→ Aim of the task
Your job is to retype all of the data word for word, leaving every image out.

══════════

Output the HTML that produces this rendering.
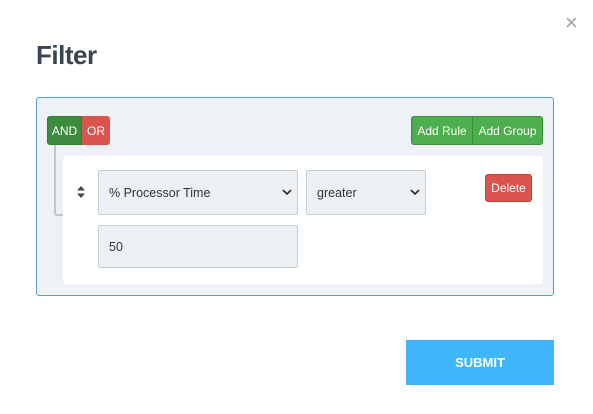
<!DOCTYPE html><html><head><style>
body{margin:0;width:593px;height:414px;background:#fff;font-family:"Liberation Sans",sans-serif;position:relative;overflow:hidden}
.a{position:absolute;box-sizing:border-box}
.btn{color:#fff;font-size:12px;display:flex;align-items:center;justify-content:center}
.sel{background:#edf0f3;border:1px solid #c6ced6;border-radius:2px;font-size:12.5px;color:#333;padding-left:10px;display:flex;align-items:center}
</style></head><body>
<div class="a" style="left:565px;top:10px;font-size:22px;color:#9aa3ab">×</div>
<div class="a" style="left:36px;top:40px;font-size:26px;font-weight:bold;color:#3b4550;letter-spacing:-0.5px">Filter</div>
<div class="a" style="left:36px;top:97px;width:518px;height:199px;background:#eef1f5;border:1px solid #5a9fd4;border-radius:3px"></div>
<div class="a" style="left:54px;top:145px;width:10px;height:71px;border-left:2px solid #c3c7cc;border-bottom:2px solid #c3c7cc;border-bottom-left-radius:3px"></div>
<div class="a btn" style="left:47px;top:116px;width:35px;height:29px;background:#3d8c3d;border:1px solid #357a35;border-radius:3px 0 0 3px">AND</div>
<div class="a btn" style="left:82px;top:116px;width:28px;height:29px;background:#d9534f;border-radius:0 3px 3px 0">OR</div>
<div class="a btn" style="left:411px;top:116px;width:62px;height:29px;background:#4cae4c;border:1px solid #3d8c3d;border-radius:3px 0 0 3px">Add Rule</div>
<div class="a btn" style="left:473px;top:116px;width:70px;height:29px;background:#4cae4c;border:1px solid #3d8c3d;border-left:none;border-radius:0 3px 3px 0">Add Group</div>
<div class="a" style="left:63px;top:156px;width:480px;height:128px;background:#fff;border-radius:4px"></div>
<svg class="a" style="left:77px;top:186px" width="8" height="12"><path d="M4 0L8 4.5H0Z M4 12L8 7.5H0Z" fill="#444"/></svg>
<div class="a sel" style="left:98px;top:170px;width:200px;height:45px">% Processor Time</div>
<svg class="a" style="left:282px;top:189px" width="10" height="7"><path d="M1 1L5 5L9 1" stroke="#333" stroke-width="1.8" fill="none"/></svg>
<div class="a sel" style="left:306px;top:170px;width:120px;height:45px">greater</div>
<svg class="a" style="left:410px;top:189px" width="10" height="7"><path d="M1 1L5 5L9 1" stroke="#333" stroke-width="1.8" fill="none"/></svg>
<div class="a btn" style="left:485px;top:174px;width:47px;height:28px;background:#d9534f;border:1px solid #c9403c;border-radius:3px">Delete</div>
<div class="a sel" style="left:98px;top:225px;width:200px;height:43px">50</div>
<div class="a btn" style="left:406px;top:340px;width:148px;height:45px;background:#3fb5fa;font-size:13px;font-weight:bold;border-radius:1px">SUBMIT</div>
</body></html>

══════════

→ Correct result
Output the HTML that produces this rendering.
<!DOCTYPE html><html><head><style>
body{margin:0;width:593px;height:414px;background:#fff;font-family:"Liberation Sans",sans-serif;position:relative;overflow:hidden}
.a{position:absolute;box-sizing:border-box}
.btn{color:#fff;font-size:12px;display:flex;align-items:center;justify-content:center}
.sel{background:#edf0f3;border:1px solid #c6ced6;border-radius:2px;font-size:12.5px;color:#333;padding-left:10px;display:flex;align-items:center}
</style></head><body>
<div class="a" style="left:565px;top:10px;font-size:22px;color:#9aa3ab">×</div>
<div class="a" style="left:36px;top:40px;font-size:26px;font-weight:bold;color:#3b4550;letter-spacing:-0.5px">Filter</div>
<div class="a" style="left:36px;top:97px;width:518px;height:199px;background:#eef1f5;border:1px solid #5a9fd4;border-radius:3px"></div>
<div class="a" style="left:54px;top:145px;width:10px;height:71px;border-left:2px solid #c3c7cc;border-bottom:2px solid #c3c7cc;border-bottom-left-radius:3px"></div>
<div class="a btn" style="left:47px;top:116px;width:35px;height:29px;background:#3d8c3d;border:1px solid #357a35;border-radius:3px 0 0 3px">AND</div>
<div class="a btn" style="left:82px;top:116px;width:28px;height:29px;background:#d9534f;border-radius:0 3px 3px 0">OR</div>
<div class="a btn" style="left:411px;top:116px;width:62px;height:29px;background:#4cae4c;border:1px solid #3d8c3d;border-radius:3px 0 0 3px">Add Rule</div>
<div class="a btn" style="left:473px;top:116px;width:70px;height:29px;background:#4cae4c;border:1px solid #3d8c3d;border-left:none;border-radius:0 3px 3px 0">Add Group</div>
<div class="a" style="left:63px;top:156px;width:480px;height:128px;background:#fff;border-radius:4px"></div>
<svg class="a" style="left:77px;top:186px" width="8" height="12"><path d="M4 0L8 4.5H0Z M4 12L8 7.5H0Z" fill="#444"/></svg>
<div class="a sel" style="left:98px;top:170px;width:200px;height:45px">% Processor Time</div>
<svg class="a" style="left:282px;top:189px" width="10" height="7"><path d="M1 1L5 5L9 1" stroke="#333" stroke-width="1.8" fill="none"/></svg>
<div class="a sel" style="left:306px;top:170px;width:120px;height:45px">greater</div>
<svg class="a" style="left:410px;top:189px" width="10" height="7"><path d="M1 1L5 5L9 1" stroke="#333" stroke-width="1.8" fill="none"/></svg>
<div class="a btn" style="left:485px;top:174px;width:47px;height:28px;background:#d9534f;border:1px solid #c9403c;border-radius:3px">Delete</div>
<div class="a sel" style="left:98px;top:225px;width:200px;height:43px">50</div>
<div class="a btn" style="left:406px;top:340px;width:148px;height:45px;background:#3fb5fa;font-size:13px;font-weight:bold;border-radius:1px">SUBMIT</div>
</body></html>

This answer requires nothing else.